Recorded information:
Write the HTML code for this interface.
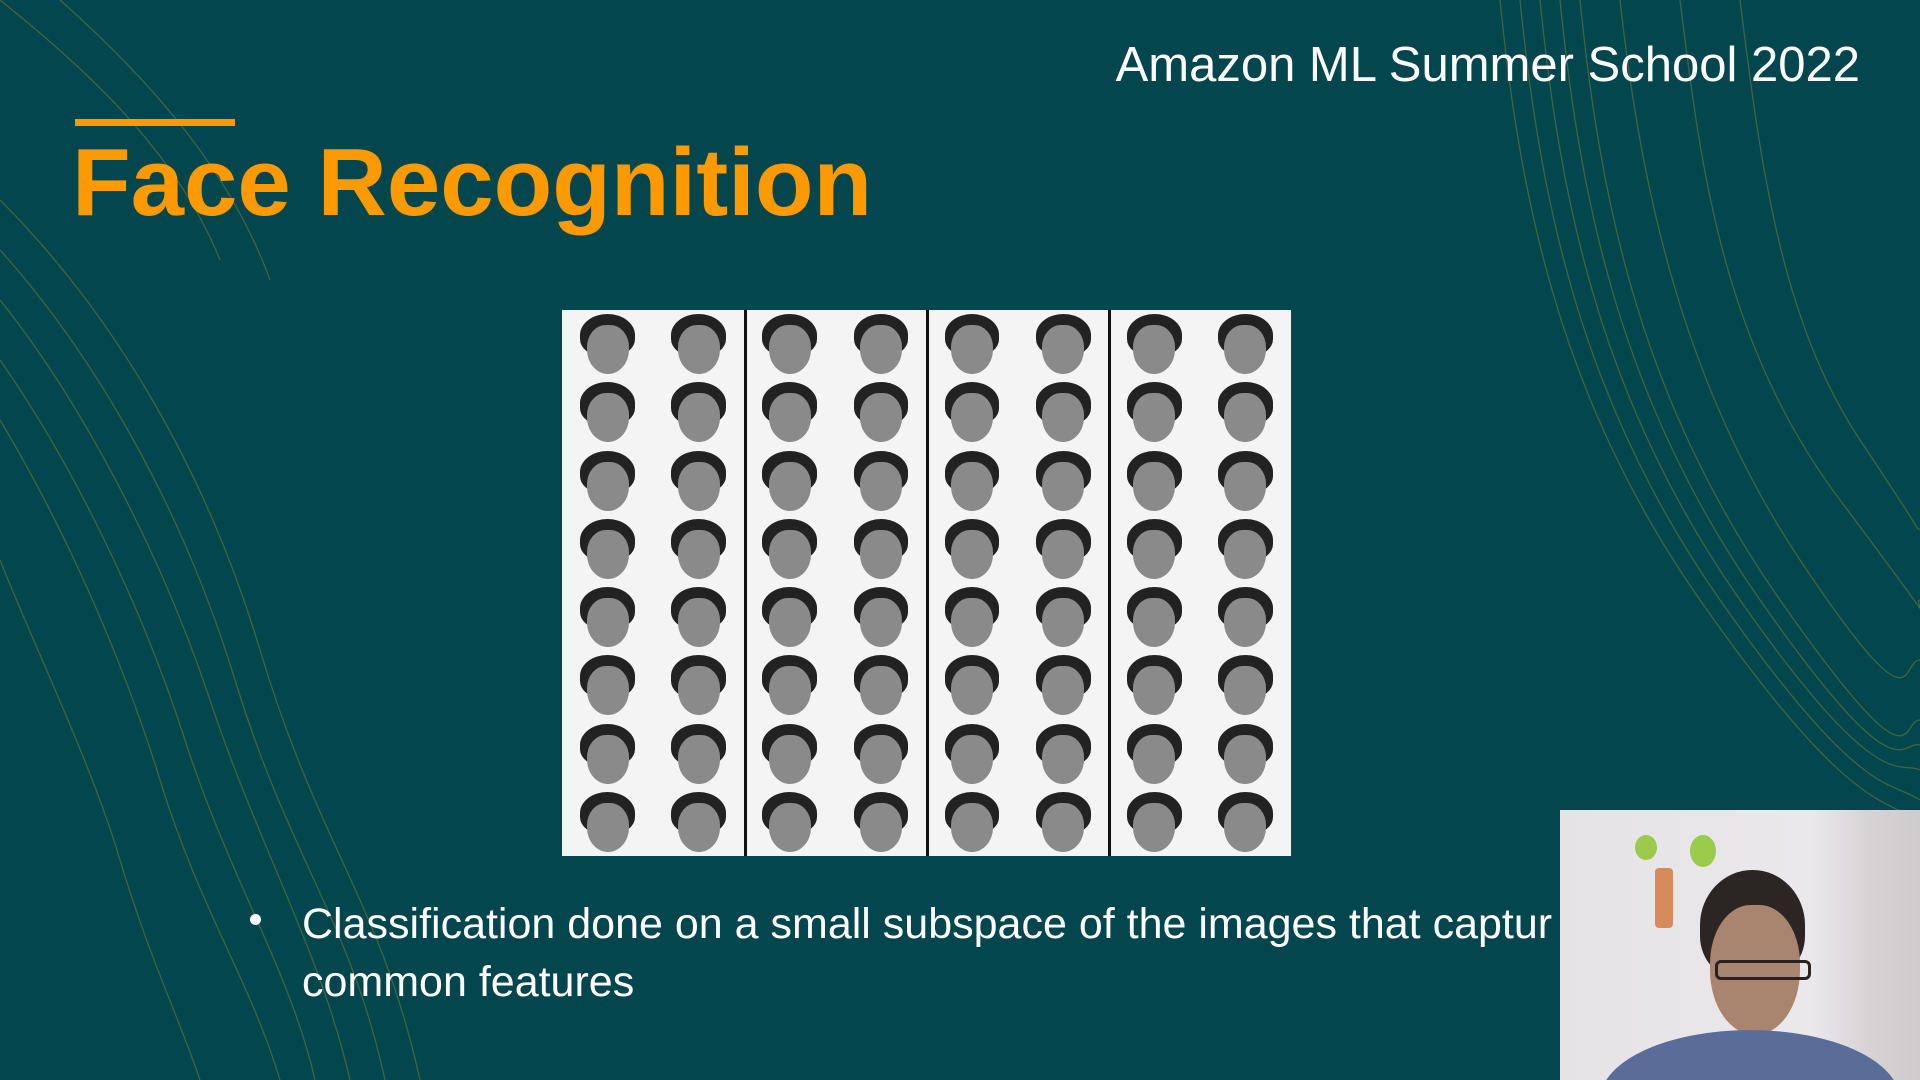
<!DOCTYPE html>
<html><head><meta charset="utf-8"><style>
html,body{margin:0;width:1920px;height:1080px;overflow:hidden}
body{background:#03464d;font-family:"Liberation Sans",sans-serif;position:relative}
.hdr{position:absolute;right:60px;top:37px;color:#fff;font-size:49px;white-space:nowrap}
.bar{position:absolute;left:75px;top:119px;width:160px;height:7px;background:#ff9900}
.title{position:absolute;left:72px;top:128px;color:#ff9900;font-size:96px;font-weight:bold;white-space:nowrap}
.img{position:absolute;left:562px;top:310px;width:729px;height:546px;background:#f4f4f4;display:grid;grid-template-columns:repeat(8,1fr);grid-template-rows:repeat(8,1fr)}
.f{position:relative}
.f:before{content:"";position:absolute;left:20%;top:6%;width:60%;height:62%;background:#222;border-radius:50% 50% 40% 40%}
.f:after{content:"";position:absolute;left:27%;top:22%;width:46%;height:72%;background:#8a8a8a;border-radius:45% 45% 50% 50%}
.sep{position:absolute;top:0;width:3px;height:546px;background:#111}
.b{position:absolute;left:302px;color:#fff;font-size:43px;white-space:nowrap}
.dot{position:absolute;left:250px;top:914px;width:11px;height:11px;border-radius:50%;background:#fff}
.cam{position:absolute;left:1560px;top:810px;width:360px;height:270px;background:linear-gradient(90deg,#e6e3e6 0%,#ebe8ec 70%,#d8d4d6 85%,#cfcbcd 100%);overflow:hidden}
</style></head><body>
<svg style="position:absolute;left:0;top:0;display:block" width="1920" height="1080">
<g fill="none" stroke="#6a7a3a" stroke-width="1.3" opacity="0.6">
<path d="M1500 0 C1520 200 1560 400 1700 600 S1880 800 1920 820"/>
<path d="M1520 0 C1540 200 1580 400 1720 600 S1890 780 1920 800"/>
<path d="M1540 0 C1560 200 1600 400 1740 600 S1900 760 1920 770"/>
<path d="M1560 0 C1580 200 1620 400 1760 600 S1900 740 1920 745"/>
<path d="M1580 0 C1600 200 1640 400 1780 600 S1900 720 1920 720"/>
<path d="M1620 0 C1640 180 1680 380 1800 560 S1900 660 1920 660"/>
<path d="M1680 0 C1700 160 1720 340 1840 500 S1910 600 1920 600"/>
<path d="M1740 0 C1760 160 1780 320 1860 440 S1910 520 1920 530"/>
<path d="M0 200 C100 300 200 450 260 650 S380 900 420 1080"/>
<path d="M0 250 C90 350 180 500 235 680 S350 920 385 1080"/>
<path d="M0 300 C80 400 160 550 210 700 S320 950 350 1080"/>
<path d="M0 360 C70 460 140 600 185 740 S290 970 315 1080"/>
<path d="M0 420 C60 520 120 650 160 780 S250 980 280 1080"/>
<path d="M0 560 C40 660 90 760 120 860 S180 1020 200 1080"/>
<path d="M0 0 C100 80 180 160 220 260"/>
<path d="M60 0 C150 80 230 170 270 280"/>
</g></svg>
<div class="hdr">Amazon ML Summer School 2022</div>
<div class="bar"></div>
<div class="title">Face Recognition</div>
<div class="img">
<div class="f"></div><div class="f"></div><div class="f"></div><div class="f"></div><div class="f"></div><div class="f"></div><div class="f"></div><div class="f"></div>
<div class="f"></div><div class="f"></div><div class="f"></div><div class="f"></div><div class="f"></div><div class="f"></div><div class="f"></div><div class="f"></div>
<div class="f"></div><div class="f"></div><div class="f"></div><div class="f"></div><div class="f"></div><div class="f"></div><div class="f"></div><div class="f"></div>
<div class="f"></div><div class="f"></div><div class="f"></div><div class="f"></div><div class="f"></div><div class="f"></div><div class="f"></div><div class="f"></div>
<div class="f"></div><div class="f"></div><div class="f"></div><div class="f"></div><div class="f"></div><div class="f"></div><div class="f"></div><div class="f"></div>
<div class="f"></div><div class="f"></div><div class="f"></div><div class="f"></div><div class="f"></div><div class="f"></div><div class="f"></div><div class="f"></div>
<div class="f"></div><div class="f"></div><div class="f"></div><div class="f"></div><div class="f"></div><div class="f"></div><div class="f"></div><div class="f"></div>
<div class="f"></div><div class="f"></div><div class="f"></div><div class="f"></div><div class="f"></div><div class="f"></div><div class="f"></div><div class="f"></div>
<div class="sep" style="left:182px"></div><div class="sep" style="left:364px"></div><div class="sep" style="left:546px"></div>
</div>
<div class="dot"></div>
<div class="b" style="top:900px">Classification done on a small subspace of the images that captur</div>
<div class="b" style="top:958px">common features</div>
<div class="cam">
<div style="position:absolute;left:140px;top:60px;width:105px;height:110px;background:#2b2624;border-radius:50% 50% 40% 40%"></div>
<div style="position:absolute;left:150px;top:95px;width:90px;height:130px;background:#a9846e;border-radius:45% 45% 50% 50%"></div>
<div style="position:absolute;left:155px;top:150px;width:90px;height:14px;border:3px solid #2a2220;border-radius:6px"></div>
<div style="position:absolute;left:40px;top:220px;width:300px;height:140px;background:#5a6c98;border-radius:50% 50% 0 0"></div>
<div style="position:absolute;left:95px;top:58px;width:18px;height:60px;background:#d98a5a;border-radius:4px"></div>
<div style="position:absolute;left:75px;top:25px;width:22px;height:25px;background:#9acb4a;border-radius:50%"></div>
<div style="position:absolute;left:130px;top:25px;width:26px;height:32px;background:#9acb4a;border-radius:50%"></div>
</div>
</body></html>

Requirements:
Quote every line word for word and keep the images out of the copy.

Task output:
Write the HTML code for this interface.
<!DOCTYPE html>
<html><head><meta charset="utf-8"><style>
html,body{margin:0;width:1920px;height:1080px;overflow:hidden}
body{background:#03464d;font-family:"Liberation Sans",sans-serif;position:relative}
.hdr{position:absolute;right:60px;top:37px;color:#fff;font-size:49px;white-space:nowrap}
.bar{position:absolute;left:75px;top:119px;width:160px;height:7px;background:#ff9900}
.title{position:absolute;left:72px;top:128px;color:#ff9900;font-size:96px;font-weight:bold;white-space:nowrap}
.img{position:absolute;left:562px;top:310px;width:729px;height:546px;background:#f4f4f4;display:grid;grid-template-columns:repeat(8,1fr);grid-template-rows:repeat(8,1fr)}
.f{position:relative}
.f:before{content:"";position:absolute;left:20%;top:6%;width:60%;height:62%;background:#222;border-radius:50% 50% 40% 40%}
.f:after{content:"";position:absolute;left:27%;top:22%;width:46%;height:72%;background:#8a8a8a;border-radius:45% 45% 50% 50%}
.sep{position:absolute;top:0;width:3px;height:546px;background:#111}
.b{position:absolute;left:302px;color:#fff;font-size:43px;white-space:nowrap}
.dot{position:absolute;left:250px;top:914px;width:11px;height:11px;border-radius:50%;background:#fff}
.cam{position:absolute;left:1560px;top:810px;width:360px;height:270px;background:linear-gradient(90deg,#e6e3e6 0%,#ebe8ec 70%,#d8d4d6 85%,#cfcbcd 100%);overflow:hidden}
</style></head><body>
<svg style="position:absolute;left:0;top:0;display:block" width="1920" height="1080">
<g fill="none" stroke="#6a7a3a" stroke-width="1.3" opacity="0.6">
<path d="M1500 0 C1520 200 1560 400 1700 600 S1880 800 1920 820"/>
<path d="M1520 0 C1540 200 1580 400 1720 600 S1890 780 1920 800"/>
<path d="M1540 0 C1560 200 1600 400 1740 600 S1900 760 1920 770"/>
<path d="M1560 0 C1580 200 1620 400 1760 600 S1900 740 1920 745"/>
<path d="M1580 0 C1600 200 1640 400 1780 600 S1900 720 1920 720"/>
<path d="M1620 0 C1640 180 1680 380 1800 560 S1900 660 1920 660"/>
<path d="M1680 0 C1700 160 1720 340 1840 500 S1910 600 1920 600"/>
<path d="M1740 0 C1760 160 1780 320 1860 440 S1910 520 1920 530"/>
<path d="M0 200 C100 300 200 450 260 650 S380 900 420 1080"/>
<path d="M0 250 C90 350 180 500 235 680 S350 920 385 1080"/>
<path d="M0 300 C80 400 160 550 210 700 S320 950 350 1080"/>
<path d="M0 360 C70 460 140 600 185 740 S290 970 315 1080"/>
<path d="M0 420 C60 520 120 650 160 780 S250 980 280 1080"/>
<path d="M0 560 C40 660 90 760 120 860 S180 1020 200 1080"/>
<path d="M0 0 C100 80 180 160 220 260"/>
<path d="M60 0 C150 80 230 170 270 280"/>
</g></svg>
<div class="hdr">Amazon ML Summer School 2022</div>
<div class="bar"></div>
<div class="title">Face Recognition</div>
<div class="img">
<div class="f"></div><div class="f"></div><div class="f"></div><div class="f"></div><div class="f"></div><div class="f"></div><div class="f"></div><div class="f"></div>
<div class="f"></div><div class="f"></div><div class="f"></div><div class="f"></div><div class="f"></div><div class="f"></div><div class="f"></div><div class="f"></div>
<div class="f"></div><div class="f"></div><div class="f"></div><div class="f"></div><div class="f"></div><div class="f"></div><div class="f"></div><div class="f"></div>
<div class="f"></div><div class="f"></div><div class="f"></div><div class="f"></div><div class="f"></div><div class="f"></div><div class="f"></div><div class="f"></div>
<div class="f"></div><div class="f"></div><div class="f"></div><div class="f"></div><div class="f"></div><div class="f"></div><div class="f"></div><div class="f"></div>
<div class="f"></div><div class="f"></div><div class="f"></div><div class="f"></div><div class="f"></div><div class="f"></div><div class="f"></div><div class="f"></div>
<div class="f"></div><div class="f"></div><div class="f"></div><div class="f"></div><div class="f"></div><div class="f"></div><div class="f"></div><div class="f"></div>
<div class="f"></div><div class="f"></div><div class="f"></div><div class="f"></div><div class="f"></div><div class="f"></div><div class="f"></div><div class="f"></div>
<div class="sep" style="left:182px"></div><div class="sep" style="left:364px"></div><div class="sep" style="left:546px"></div>
</div>
<div class="dot"></div>
<div class="b" style="top:900px">Classification done on a small subspace of the images that captur</div>
<div class="b" style="top:958px">common features</div>
<div class="cam">
<div style="position:absolute;left:140px;top:60px;width:105px;height:110px;background:#2b2624;border-radius:50% 50% 40% 40%"></div>
<div style="position:absolute;left:150px;top:95px;width:90px;height:130px;background:#a9846e;border-radius:45% 45% 50% 50%"></div>
<div style="position:absolute;left:155px;top:150px;width:90px;height:14px;border:3px solid #2a2220;border-radius:6px"></div>
<div style="position:absolute;left:40px;top:220px;width:300px;height:140px;background:#5a6c98;border-radius:50% 50% 0 0"></div>
<div style="position:absolute;left:95px;top:58px;width:18px;height:60px;background:#d98a5a;border-radius:4px"></div>
<div style="position:absolute;left:75px;top:25px;width:22px;height:25px;background:#9acb4a;border-radius:50%"></div>
<div style="position:absolute;left:130px;top:25px;width:26px;height:32px;background:#9acb4a;border-radius:50%"></div>
</div>
</body></html>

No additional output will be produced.